On a development store, the first rule is roughly a 20-minute loop, because there is no theme deploy in the cycle. Adding the precedence model and a floor is a one-time setup, not a per-rule cost.
How the category lines up
Tag-based pricing rules are offered by several Shopify apps, and they are not all built the same way. The questions that separate them are the ones above: does the price hold in Shop Pay and the order record, or only on the product page; and does the app have an explicit precedence model when a customer carries more than one tag, or does it leave overlaps undefined. Wholesale Gorilla and Wholesale Pricing Now are common picks in this category and each is strong at the wholesale-catalog use case.

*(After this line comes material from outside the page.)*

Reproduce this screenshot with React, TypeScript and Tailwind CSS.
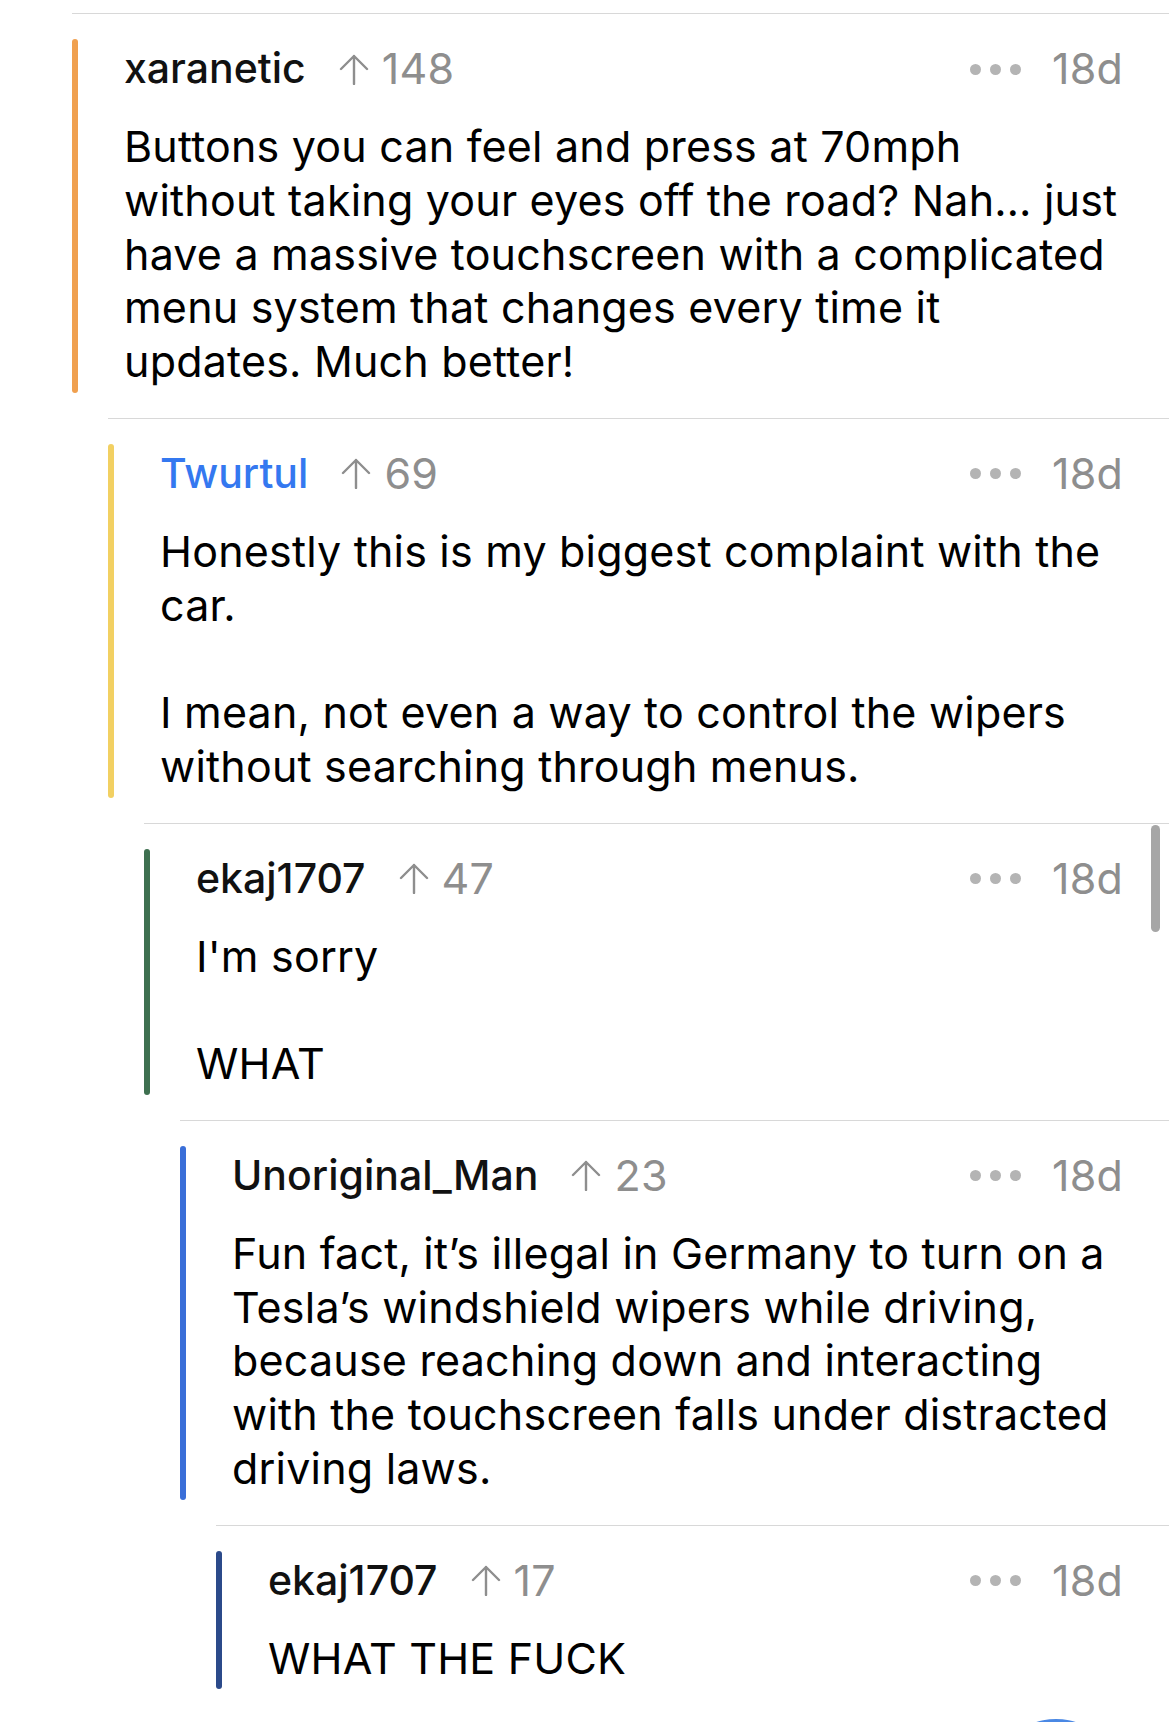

When you compare options, run the multi-tag test customer through each one before you commit — that single test surfaces the precedence behavior faster than any feature list. Our side-by-side write-ups cover the trade-offs in detail: TagTier vs Wholesale Gorilla and the Shopify wholesale app comparison.
Honest scope
If you have one customer group and one rule, precedence never comes up and any of these apps is fine — this whole post is about the second tier and beyond. Tag-based pricing rules earn their keep when you have multiple standing customer groups, customers who legitimately belong to more than one, and a need for the price to be the same number every time across cart, Shop Pay, and refunds. If you need a quote-and-approve workflow with a sales rep, that is a CPQ job, not a pricing-rule job.